-------- Given data --------

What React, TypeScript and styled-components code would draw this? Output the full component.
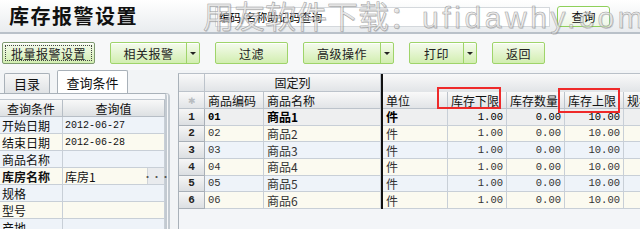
import React from 'react';
import styled, { createGlobalStyle } from 'styled-components';

const GlobalStyle = createGlobalStyle`
  html, body {
    margin: 0;
    padding: 0;
    background: #f2f4f6;
    overflow: hidden;
  }
  * { box-sizing: border-box; }
`;

const Page = styled.div`
  position: relative;
  width: 640px;
  height: 229px;
  overflow: hidden;
  background: #f2f4f6;
  font-family: "Noto Sans CJK SC", "Liberation Sans", sans-serif;
  font-size: 12px;
  color: #222;
`;

const Header = styled.div`
  height: 34px;
  display: flex;
  align-items: center;
  padding-left: 9px;
  background: linear-gradient(#ffffff, #e9ecef);
  border-bottom: 2px solid #b9c1c9;
`;

const Title = styled.h1`
  margin: 0;
  width: 206px;
  font-size: 20px;
  font-weight: bold;
  letter-spacing: 1.5px;
  line-height: 1;
  color: #111;
`;

const SearchBox = styled.div`
  width: 335px;
  height: 20px;
  margin-top: 1px;
  padding-left: 3px;
  display: flex;
  align-items: center;
  background: #fff;
  border: 1px solid #d4d8dc;
  font-size: 11px;
  color: #000;
`;

const SearchButton = styled.button`
  margin-left: 7px;
  width: 53px;
  height: 21px;
  padding: 0;
  border: 1px solid #8fd05a;
  border-radius: 3px;
  background: linear-gradient(#ffffff, #eef7e6);
  font-family: inherit;
  font-size: 12px;
  color: #111;
`;

const Watermark = styled.div`
  position: absolute;
  left: 203px;
  top: -3px;
  white-space: nowrap;
  font-size: 31px;
  line-height: 36px;
  color: rgba(236, 236, 236, 0.55);
  -webkit-text-stroke: 0.5px #9a9a9a;
  text-shadow: 1px 1px 0 rgba(0, 0, 0, 0.12);
  pointer-events: none;
`;

const WatermarkLatin = styled.span`
  font-family: "Liberation Sans", sans-serif;
  font-size: 30px;
  letter-spacing: 3.6px;
  margin-left: 2px;
`;

const Toolbar = styled.div`
  height: 36px;
  display: flex;
  align-items: flex-start;
  gap: 15px;
  padding: 8px 0 0 2px;
  background: #f7f8f9;
`;

const ButtonShell = styled.div<{ $w: number; $focus?: boolean }>`
  width: ${p => p.$w}px;
  height: 22px;
  display: flex;
  border: 1px solid ${p => (p.$focus ? '#7f9a70' : '#9fd46a')};
  border-radius: 2px;
  background: linear-gradient(#f5fbee, #d2eeb0);
  box-shadow: inset 0 1px 0 #ffffff;
`;

const ButtonLabel = styled.span<{ $focus?: boolean }>`
  flex: 1;
  display: flex;
  align-items: center;
  justify-content: center;
  margin: ${p => (p.$focus ? '2px' : '0')};
  border: ${p => (p.$focus ? '1px dotted #444' : 'none')};
  font-size: 12px;
  color: #222;
  letter-spacing: 0.5px;
`;

const DropPart = styled.span`
  width: 13px;
  display: flex;
  align-items: center;
  justify-content: center;
  border-left: 1px solid #9fd46a;
  &::after {
    content: '';
    border-left: 3px solid transparent;
    border-right: 3px solid transparent;
    border-top: 3px solid #222;
    margin-top: 1px;
  }
`;

const Content = styled.div`
  display: flex;
  gap: 8px;
  height: 159px;
`;

const LeftPanel = styled.div`
  width: 170px;
  display: flex;
  flex-direction: column;
`;

const Tabs = styled.div`
  height: 23px;
  display: flex;
  align-items: flex-end;
  gap: 7px;
  padding-left: 4px;
`;

const Tab = styled.div<{ $active?: boolean }>`
  height: ${p => (p.$active ? 23 : 20)}px;
  width: ${p => (p.$active ? 71 : 46)}px;
  display: flex;
  align-items: center;
  justify-content: center;
  border: 1px solid #a9b1b9;
  border-bottom: none;
  border-radius: 2px 2px 0 0;
  background: ${p => (p.$active ? '#ffffff' : 'linear-gradient(#f7f7f7, #dfe2e5)')};
  font-size: 13px;
  color: #111;
`;

const PanelBody = styled.div`
  flex: 1;
  padding-top: 5px;
  border-top: 1px solid #a9b1b9;
  border-right: 5px double #c3cad1;
  border-radius: 0 4px 0 0;
  background: #f7f8fa;
`;

const QueryTable = styled.div`
  display: grid;
  grid-template-columns: 63px 102px;
  grid-auto-rows: 17px;
  border-top: 1px solid #c0c7cf;
`;

const QueryHead = styled.div`
  display: flex;
  align-items: center;
  justify-content: center;
  background: linear-gradient(#f8f8f8, #dde0e3);
  border-right: 1px solid #b7bec6;
  border-bottom: 1px solid #b7bec6;
  font-size: 12px;
  color: #111;
`;

const QueryCell = styled.div<{ $cream?: boolean; $bold?: boolean; $mono?: boolean }>`
  display: flex;
  align-items: center;
  padding-left: 2px;
  background: ${p => (p.$cream ? '#fbfaf0' : '#eef3f9')};
  border-right: 1px solid #c8cfd7;
  border-bottom: 1px solid #c8cfd7;
  font-family: ${p => (p.$mono ? '"Liberation Mono", monospace' : 'inherit')};
  font-size: ${p => (p.$mono ? '10px' : '12px')};
  font-weight: ${p => (p.$bold ? 'bold' : 'normal')};
  color: #111;
`;

const PickButton = styled.span`
  margin-left: auto;
  width: 17px;
  height: 100%;
  display: flex;
  align-items: center;
  justify-content: center;
  background: #e9ebee;
  border-left: 1px solid #d0d4d8;
  font-size: 10px;
  letter-spacing: -1px;
  color: #555;
`;

const GridFrame = styled.div`
  flex: 1;
  margin-top: 3px;
  overflow: hidden;
  border-left: 1px solid #a9b1b9;
  border-top: 1px solid #b9c0c8;
  background: #f3f5f8;
`;

const Grid = styled.div`
  display: grid;
  grid-template-columns: 26px 59px 117px 2px 65px 59px 58px 59px 40px;
  grid-template-rows: 18px 17px repeat(6, 16.67px);
  width: 485px;
`;

const HeadCell = styled.div<{ $span?: number; $center?: boolean; $plain?: boolean }>`
  grid-column: span ${p => p.$span ?? 1};
  display: flex;
  align-items: center;
  justify-content: ${p => (p.$center ? 'center' : 'flex-start')};
  padding-left: ${p => (p.$center ? 0 : 3)}px;
  background: linear-gradient(#f9f9f9, #e1e4e7);
  border-right: ${p => (p.$plain ? 'none' : '1px solid #bcc3cb')};
  border-bottom: ${p => (p.$plain ? 'none' : '1px solid #bcc3cb')};
  font-size: 12px;
  color: #111;
  white-space: nowrap;
  overflow: hidden;
`;

const Star = styled.span`
  font-size: 9px;
  color: #b8bcc0;
`;

const Divider = styled.div`
  background: #111;
`;

const RowNum = styled.div`
  display: flex;
  align-items: center;
  justify-content: center;
  background: linear-gradient(#f6f6f6, #dcdfe2);
  border-right: 1px solid #a9b0b8;
  border-bottom: 1px solid #a9b0b8;
  font-family: "Liberation Mono", monospace;
  font-size: 11px;
  font-weight: bold;
  color: #222;
`;

type Tone = 'sel' | 'cream' | 'blue';

const toneColor: Record<Tone, string> = {
  sel: '#eeeff0',
  cream: '#fbfaf0',
  blue: '#eef3f9',
};

const DataCell = styled.div<{ $tone: Tone; $right?: boolean; $mono?: boolean }>`
  display: flex;
  align-items: center;
  justify-content: ${p => (p.$right ? 'flex-end' : 'flex-start')};
  padding: 0 3px;
  background: ${p => toneColor[p.$tone]};
  border-right: 1px solid #c8cfd7;
  border-bottom: 1px solid #c8cfd7;
  font-family: ${p => (p.$mono ? '"Liberation Mono", monospace' : 'inherit')};
  font-size: ${p => (p.$mono ? '10.5px' : '12px')};
  font-weight: ${p => (p.$tone === 'sel' && !p.$right ? 'bold' : 'normal')};
  color: ${p => (p.$tone === 'sel' ? '#000' : '#333')};
  white-space: nowrap;
  overflow: hidden;
`;

const Mark = styled.div<{ $x: number; $y: number; $w: number; $h: number }>`
  position: absolute;
  left: ${p => p.$x}px;
  top: ${p => p.$y}px;
  width: ${p => p.$w}px;
  height: ${p => p.$h}px;
  border: 2px solid #ee2a2a;
  pointer-events: none;
`;

const toolButtons = [
  { label: '批量报警设置', w: 93, focus: true },
  { label: '相关报警', w: 90, drop: true },
  { label: '过滤', w: 73 },
  { label: '高级操作', w: 91, drop: true },
  { label: '打印', w: 68, drop: true },
  { label: '返回', w: 53 },
];

const queryRows = [
  { name: '开始日期', value: '2012-06-27' },
  { name: '结束日期', value: '2012-06-28' },
  { name: '商品名称', value: '' },
  { name: '库房名称', value: '库房1', pick: true },
  { name: '规格', value: '' },
  { name: '型号', value: '' },
  { name: '产地', value: '' },
];

const goods = [1, 2, 3, 4, 5, 6].map(n => ({
  no: n,
  code: `0${n}`,
  name: `商品${n}`,
  unit: '件',
  low: '1.00',
  qty: '0.00',
  high: '10.00',
}));

const App: React.FC = () => {
  return (
    <Page>
      <GlobalStyle />
      <Header>
        <Title>库存报警设置</Title>
        <SearchBox>编码/名称助记码查询</SearchBox>
        <SearchButton>查询</SearchButton>
      </Header>
      <Watermark>
        用友软件下载：<WatermarkLatin>ufidawhy.com</WatermarkLatin>
      </Watermark>

      <Toolbar>
        {toolButtons.map(b => (
          <ButtonShell key={b.label} $w={b.w} $focus={b.focus}>
            <ButtonLabel $focus={b.focus}>{b.label}</ButtonLabel>
            {b.drop && <DropPart />}
          </ButtonShell>
        ))}
      </Toolbar>

      <Content>
        <LeftPanel>
          <Tabs>
            <Tab>目录</Tab>
            <Tab $active>查询条件</Tab>
          </Tabs>
          <PanelBody>
            <QueryTable>
              <QueryHead>查询条件</QueryHead>
              <QueryHead>查询值</QueryHead>
              {queryRows.map((r, i) => (
                <React.Fragment key={r.name}>
                  <QueryCell $cream={i % 2 === 1} $bold={r.pick}>{r.name}</QueryCell>
                  <QueryCell $cream={i % 2 === 1} $mono={/^\d/.test(r.value)}>
                    {r.value}
                    {r.pick && <PickButton>···</PickButton>}
                  </QueryCell>
                </React.Fragment>
              ))}
            </QueryTable>
          </PanelBody>
        </LeftPanel>

        <GridFrame>
          <Grid>
            <HeadCell />
            <HeadCell $span={2} $center>固定列</HeadCell>
            <Divider />
            <HeadCell $span={5} $plain />

            <HeadCell $center><Star>✱</Star></HeadCell>
            <HeadCell>商品编码</HeadCell>
            <HeadCell>商品名称</HeadCell>
            <Divider />
            <HeadCell>单位</HeadCell>
            <HeadCell>库存下限</HeadCell>
            <HeadCell>库存数量</HeadCell>
            <HeadCell>库存上限</HeadCell>
            <HeadCell>规格</HeadCell>

            {goods.map((g, i) => {
              const tone: Tone = i === 0 ? 'sel' : i % 2 === 1 ? 'cream' : 'blue';
              return (
                <React.Fragment key={g.no}>
                  <RowNum>{g.no}</RowNum>
                  <DataCell $tone={tone} $mono>{g.code}</DataCell>
                  <DataCell $tone={tone}>{g.name}</DataCell>
                  <Divider />
                  <DataCell $tone={tone}>{g.unit}</DataCell>
                  <DataCell $tone={tone} $right $mono>{g.low}</DataCell>
                  <DataCell $tone={tone} $right $mono>{g.qty}</DataCell>
                  <DataCell $tone={tone} $right $mono>{g.high}</DataCell>
                  <DataCell $tone={tone} />
                </React.Fragment>
              );
            })}
          </Grid>
        </GridFrame>
      </Content>

      <Mark $x={437} $y={87} $w={64} $h={22} />
      <Mark $x={558} $y={88} $w={62} $h={25} />
    </Page>
  );
};

export default App;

--------

→ Written request
Determine how many of the lines above hold the word "code", and output that number by itself.

→ Exercise answer
3